How could this impact you?

While all housing may be affected to some extent by the factors we have outlined, your specific circumstances
may be different. For example:
• Some regions are more reliant on how a specific industry is doing as opposed to the broader market.
• Capital cities outside of Sydney and Melbourne have, on average, delivered less capital growth. Most returns have come from the rent generated and will likely continue barring a new substantial pick-up in demand e.g. Perth in the mining boom.

However, there is an overriding danger given the scale of the economic slowdown. In the recession during the early 90s, Australian property held up reasonably well with the ABS House price index seeing a maximum loss of ~3% on average for Sydney. However, we have also had slumps outside of a recession such as the 2017-2019 period.
To give perspective on the impact the current experience could have, the major banks have issued their own
baseline forecasts, such as;
• Westpac has forecast an overall decline of -15% in 2020 and -5% in 2021.
• Commonwealth Bank has forecast an overall decline of -11% over 2020-2023.

These forecasts estimate the range of outcomes that could occur over the next couple of years. We also note that these forecasts do not necessarily allow for positive factors such as government intervention. For example, if State Governments removed stamp duty (one reform being discussed) this could help offset some of the weakness we are anticipating by removing a substantial transaction cost currently in place.

As with any investment, property investors should continue to monitor conditions and ensure it continues to meet their objectives and goals together with professional advice. It is important to remember that property will, most likely, not be your only asset. Through superannuation you will be diversified into other investments that are unlikely to experience the same results.

Speak to us today if you would like to discuss your overall positioning and how you are tracking towards your long-term goals.

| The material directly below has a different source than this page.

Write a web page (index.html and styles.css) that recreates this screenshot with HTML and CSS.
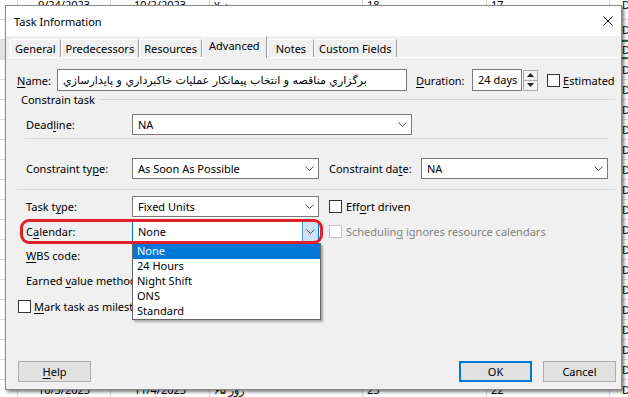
FILE: index.html
```html
<!DOCTYPE html>
<html lang="en">
<head>
<meta charset="UTF-8">
<meta name="viewport" content="width=device-width, initial-scale=1.0">
<title>Task Information</title>
<link rel="stylesheet" href="styles.css">
</head>
<body>

<!-- the project sheet behind the dialog (only the edges show) -->
<div class="sheet">
   <div class="sheet-row first"><span></span><span class="c">9/24/2023</span><span class="c">10/2/2023</span><span>۷ روز</span><span>18</span><span>17</span><span>D</span></div>
   <div class="sheet-row"><span></span><span></span><span></span><span></span><span></span><span></span><span>D</span></div>
   <div class="sheet-row sel"><span></span><span></span><span></span><span></span><span></span><span></span><span>D</span></div>
   <div class="sheet-row"><span></span><span></span><span></span><span></span><span></span><span></span><span>D</span></div>
   <div class="sheet-row"><span></span><span></span><span></span><span></span><span></span><span></span><span>D</span></div>
   <div class="sheet-row"><span></span><span></span><span></span><span></span><span></span><span></span><span>D</span></div>
   <div class="sheet-row"><span></span><span></span><span></span><span></span><span></span><span></span><span>D</span></div>
   <div class="sheet-row"><span></span><span></span><span></span><span></span><span></span><span></span><span>D</span></div>
   <div class="sheet-row"><span></span><span></span><span></span><span></span><span></span><span></span><span>D</span></div>
   <div class="sheet-row"><span></span><span></span><span></span><span></span><span></span><span></span><span>D</span></div>
   <div class="sheet-row"><span></span><span></span><span></span><span></span><span></span><span></span><span>D</span></div>
   <div class="sheet-row"><span></span><span></span><span></span><span></span><span></span><span></span><span>D</span></div>
   <div class="sheet-row"><span></span><span></span><span></span><span></span><span></span><span></span><span>D</span></div>
   <div class="sheet-row"><span></span><span></span><span></span><span></span><span></span><span></span><span>D</span></div>
   <div class="sheet-row"><span></span><span></span><span></span><span></span><span></span><span></span><span>D</span></div>
   <div class="sheet-row"><span></span><span></span><span></span><span></span><span></span><span></span><span>D</span></div>
   <div class="sheet-row"><span></span><span></span><span></span><span></span><span></span><span></span><span>D</span></div>
   <div class="sheet-row"><span></span><span></span><span></span><span></span><span></span><span></span><span>D</span></div>
   <div class="sheet-row"><span></span><span></span><span></span><span></span><span></span><span></span><span>D</span></div>
   <div class="sheet-row"><span></span><span class="c">10/3/2023</span><span class="c">11/4/2023</span><span>۶۵ روز</span><span>23</span><span>22</span><span>D</span></div>
</div>

<div class="dialog">
   <div class="titlebar">
      <span class="title">Task Information</span>
      <svg class="close" width="10" height="10" viewBox="0 0 10 10"><path d="M0.5 0.5L9.5 9.5M9.5 0.5L0.5 9.5"/></svg>
   </div>

   <div class="dlg-body">
      <div class="tabs">
         <div class="tab">General</div>
         <div class="tab">Predecessors</div>
         <div class="tab">Resources</div>
         <div class="tab active">Advanced</div>
         <div class="tab wide">Notes</div>
         <div class="tab">Custom Fields</div>
      </div>

      <div class="panel">
         <div class="row name-row">
            <label class="lbl lbl-name"><u>N</u>ame:</label>
            <div class="field name-field"><span class="fa" dir="rtl">برگزاري مناقصه و انتخاب پيمانکار عمليات خاکبرداري و پايدارسازي</span></div>
            <label class="lbl lbl-dur"><u>D</u>uration:</label>
            <div class="field dur-field">24 days</div>
            <div class="spin">
               <span><svg width="7" height="4" viewBox="0 0 7 4"><path d="M0 4L3.5 0L7 4Z"/></svg></span>
               <span><svg width="7" height="4" viewBox="0 0 7 4"><path d="M0 0L3.5 4L7 0Z"/></svg></span>
            </div>
            <span class="check est-check"></span>
            <span class="chk-lbl"><u>E</u>stimated</span>
         </div>

         <div class="legend"><span>Constrain task</span><i class="rule"></i></div>

         <div class="row inner first-inner">
            <label class="lbl">Dead<u>l</u>ine:</label>
            <div class="field combo deadline">NA
               <svg class="chev" width="9" height="5" viewBox="0 0 9 5"><polyline points="0.5,0.5 4.5,4.5 8.5,0.5"/></svg>
            </div>
         </div>

         <div class="sep sep-short"></div>

         <div class="row inner">
            <label class="lbl">Constraint ty<u>p</u>e:</label>
            <div class="field combo">As Soon As Possible
               <svg class="chev" width="9" height="5" viewBox="0 0 9 5"><polyline points="0.5,0.5 4.5,4.5 8.5,0.5"/></svg>
            </div>
            <label class="lbl lbl-date">Constraint da<u>t</u>e:</label>
            <div class="field combo">NA
               <svg class="chev" width="9" height="5" viewBox="0 0 9 5"><polyline points="0.5,0.5 4.5,4.5 8.5,0.5"/></svg>
            </div>
         </div>

         <div class="sep sep-long"></div>

         <div class="row inner">
            <label class="lbl">Task t<u>y</u>pe:</label>
            <div class="field combo">Fixed Units
               <svg class="chev" width="9" height="5" viewBox="0 0 9 5"><polyline points="0.5,0.5 4.5,4.5 8.5,0.5"/></svg>
            </div>
            <span class="check side-check"></span>
            <span class="chk-lbl">Eff<u>o</u>rt driven</span>
         </div>

         <div class="row inner cal-row">
            <label class="lbl">C<u>a</u>lendar:</label>
            <div class="field combo open">None
               <span class="drop"><svg class="chev" width="9" height="5" viewBox="0 0 9 5"><polyline points="0.5,0.5 4.5,4.5 8.5,0.5"/></svg></span>
               <div class="dropdown">
                  <div class="on">None</div>
                  <div>24 Hours</div>
                  <div>Night Shift</div>
                  <div>ONS</div>
                  <div>Standard</div>
               </div>
            </div>
            <span class="check side-check off"></span>
            <span class="chk-lbl off">Schedulin<u>g</u> ignores resource calendars</span>
            <div class="ring"></div>
         </div>

         <div class="row inner wbs-row">
            <label class="lbl"><u>W</u>BS code:</label>
         </div>

         <div class="row inner ev-row">
            <label class="lbl clip">Earned <u>v</u>alue method:</label>
         </div>

         <div class="row ms-row">
            <span class="check"></span>
            <span class="chk-lbl clip"><u>M</u>ark task as milestone</span>
         </div>
      </div>

      <div class="buttons">
         <button class="btn"><u>H</u>elp</button>
         <button class="btn default">OK</button>
         <button class="btn">Cancel</button>
      </div>
   </div>
</div>

</body>
</html>
```

FILE: styles.css
```css
* {
   box-sizing: border-box;
}

html,
body {
   margin: 0;
   height: 100%;
}

body {
   position: relative;
   overflow: hidden;
   background: #fff;
   color: #000;
   font-family: "Noto Sans", "DejaVu Sans", sans-serif;
   font-size: 11px;
}

u {
   text-decoration-thickness: 1px;
   text-underline-offset: 2px;
}

/* sheet behind */
.sheet {
   display: flex;
   flex-direction: column;
}

.sheet-row {
   display: grid;
   grid-template-columns: 18px 93px 99px 153px 124px 123px 18px;
   height: 20px;
   border-bottom: 1px solid #dadada;
}

.sheet-row > span {
   border-right: 1px solid #d4d4d4;
   line-height: 19px;
   padding-left: 4px;
   white-space: nowrap;
   overflow: hidden;
}

.sheet-row > span:last-child {
   padding-left: 12px;
   border-right: none;
}

.sheet-row .c {
   text-align: center;
   padding-left: 0;
}

.sheet-row.first > span {
   line-height: 9px;
}

.sheet-row.sel {
   box-shadow: inset 0 2px #217346, inset 0 -2px #217346;
}

.sheet-row.sel > span:first-child {
   background: #e1e1e1;
}

/* dialog */
.dialog {
   position: absolute;
   left: 5px;
   top: 5px;
   width: 617px;
   height: 385px;
   border: 1px solid #8a8a8a;
   background: #f0f0f0;
   box-shadow: 2px 2px 3px rgba(0, 0, 0, 0.5);
   display: flex;
   flex-direction: column;
}

.titlebar {
   height: 30px;
   background: #fff;
   display: flex;
   align-items: center;
   justify-content: space-between;
   padding: 0 8px;
}

.close path {
   stroke: #111;
   stroke-width: 1;
}

.dlg-body {
   flex: 1;
   display: flex;
   flex-direction: column;
   padding: 0 2px 7px;
}

.tabs {
   display: flex;
   align-items: flex-end;
   height: 21px;
   padding-left: 2px;
   position: relative;
   z-index: 1;
}

.tab {
   height: 18px;
   line-height: 17px;
   padding: 0 4px;
   border-top: 1px solid #fff;
   border-left: 1px solid #fff;
   border-right: 1px solid #a0a0a0;
   white-space: nowrap;
}

.tab.active {
   height: 22px;
   margin-bottom: -1px;
   padding: 0 6px 3px;
   line-height: 18px;
   background: #f0f0f0;
}

.tab.wide {
   padding: 0 7px 0 8px;
}

.panel {
   flex: 1;
   display: flex;
   flex-direction: column;
   border-top: 1px solid #fff;
}

.row {
   display: flex;
   align-items: center;
   height: 21px;
   position: relative;
}

.lbl {
   width: 106px;
   flex: none;
   white-space: nowrap;
}

.clip {
   overflow: hidden;
}

.field {
   height: 21px;
   border: 1px solid #7a7a7a;
   background: #fff;
   padding: 0 5px;
   line-height: 19px;
   white-space: nowrap;
   flex: none;
}

/* name row */
.name-row {
   margin-top: 11px;
   height: 22px;
   padding-left: 9px;
}

.lbl-name {
   width: 40px;
}

.name-field {
   width: 350px;
   height: 22px;
   line-height: 20px;
   overflow: hidden;
}

.fa {
   display: inline-block;
   font-family: "DejaVu Sans", sans-serif;
   font-size: 11px;
}

.lbl-dur {
   width: 56px;
   margin-left: 9px;
}

.dur-field {
   width: 50px;
   height: 22px;
   line-height: 20px;
}

.spin {
   width: 15px;
   height: 21px;
   margin-left: 1px;
   display: flex;
   flex-direction: column;
}

.spin span {
   flex: 1;
   display: flex;
   align-items: center;
   justify-content: center;
   border: 1px solid #acacac;
   background: #f3f3f3;
}

.spin span + span {
   border-top: none;
}

.spin path {
   fill: #222;
}

.check {
   width: 13px;
   height: 13px;
   border: 1px solid #333;
   background: #fff;
   flex: none;
}

.est-check {
   margin-left: 9px;
}

.chk-lbl {
   margin-left: 3px;
   white-space: nowrap;
}

/* group box */
.legend {
   display: flex;
   align-items: center;
   height: 14px;
   margin-top: 1px;
   padding: 0 4px 0 13px;
}

.rule {
   flex: 1;
   margin-left: 4px;
   border-top: 1px solid #d8d8d8;
}

.inner {
   padding-left: 18px;
}

.first-inner {
   margin-top: 8px;
}

.sep {
   height: 1px;
   background: #d8d8d8;
}

.sep-short {
   margin: 3px 11px 0 17px;
}

.sep-long {
   margin: 10px 4px 0 9px;
}

.sep-short + .row {
   margin-top: 19px;
}

.sep-long + .row {
   margin-top: 6px;
}

.combo {
   width: 187px;
   display: flex;
   align-items: center;
   justify-content: space-between;
   padding-right: 4px;
}

.combo.deadline {
   width: 280px;
}

.chev polyline {
   fill: none;
   stroke: #555;
   stroke-width: 1;
}

.lbl-date {
   width: 92px;
   margin-left: 10px;
}

.side-check {
   margin-left: 10px;
}

.side-check + .chk-lbl {
   margin-left: 4px;
}

.check.off {
   border-color: #c3c3c3;
}

.chk-lbl.off {
   color: #838383;
}

/* open calendar combo */
.cal-row {
   margin-top: 4px;
}

.combo.open {
   position: relative;
   padding-right: 0;
   border-color: #0078d7;
}

.drop {
   width: 16px;
   height: 19px;
   display: flex;
   align-items: center;
   justify-content: center;
   background: #cce4f7;
   border-left: 1px solid #569de5;
}

.dropdown {
   position: absolute;
   left: -1px;
   top: 21px;
   width: 189px;
   border: 1px solid #646464;
   background: #fff;
   box-shadow: 2px 2px 2px rgba(0, 0, 0, 0.3);
   z-index: 3;
   line-height: 14px;
}

.dropdown div {
   height: 15px;
   padding-left: 4px;
   color: #000;
}

.dropdown .on {
   background: #0078d7;
   color: #fff;
}

.ring {
   position: absolute;
   left: 12px;
   top: -2px;
   width: 303px;
   height: 25px;
   border: 3.5px solid #e2202c;
   border-radius: 9px;
   z-index: 4;
}

.wbs-row {
   margin-top: 3px;
   height: 20px;
}

.ev-row {
   margin-top: 5px;
   height: 20px;
}

.ms-row {
   margin-top: 7px;
   height: 19px;
   padding-left: 10px;
}

.ms-row .chk-lbl {
   width: 98px;
}

/* buttons */
.buttons {
   display: flex;
   margin-top: auto;
   padding: 0 3px 0 10px;
   gap: 11px;
}

.btn {
   width: 73px;
   height: 21px;
   padding: 0;
   border: 1px solid #adadad;
   background: #e1e1e1;
   color: #000;
   font: inherit;
}

.btn.default {
   margin-left: auto;
   border: 2px solid #0078d7;
}
```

The information provided is general in nature. It has been prepared without taking into account any of your individual objectives, financial situation or needs. Before acting on this advice you should consider the appropriateness of the advice, having regard to your own objectives, financial situation and needs. This publication is prepared by IOOF for: Bridges Financial Services Pty Limited ABN 60 003 474 977 AFSL 240837, Consultum Financial Advisers Pty Ltd ABN 65 006 373 995 AFSL 230323, Elders Financial Planning ABN 48 007 997 186 AFSL 224645, Financial Services Partners ABN 15 089 512 587 AFSL 237 590, Millennium3 Financial Services Pty Ltd ABN 61094 529 987 AFSL 244252, RI Advice Group Pty Ltd ABN 23 001 774 125 AFSL 238429, Shadforth Financial Group Ltd ABN 27 127 508 472 AFSL 318613 (‘Advice Licensees’). This publication is not available for distribution outside Australia and may not be passed on toany third person without the prior written consent of the Advice Licensees. The views expressed in this publication are solely those of theauthor; they are not reflective or indicative of the Advice Licensees position and are not to be attributed to the Advice Licensees. They cannot be reproduced in any form without the express written consent of the author.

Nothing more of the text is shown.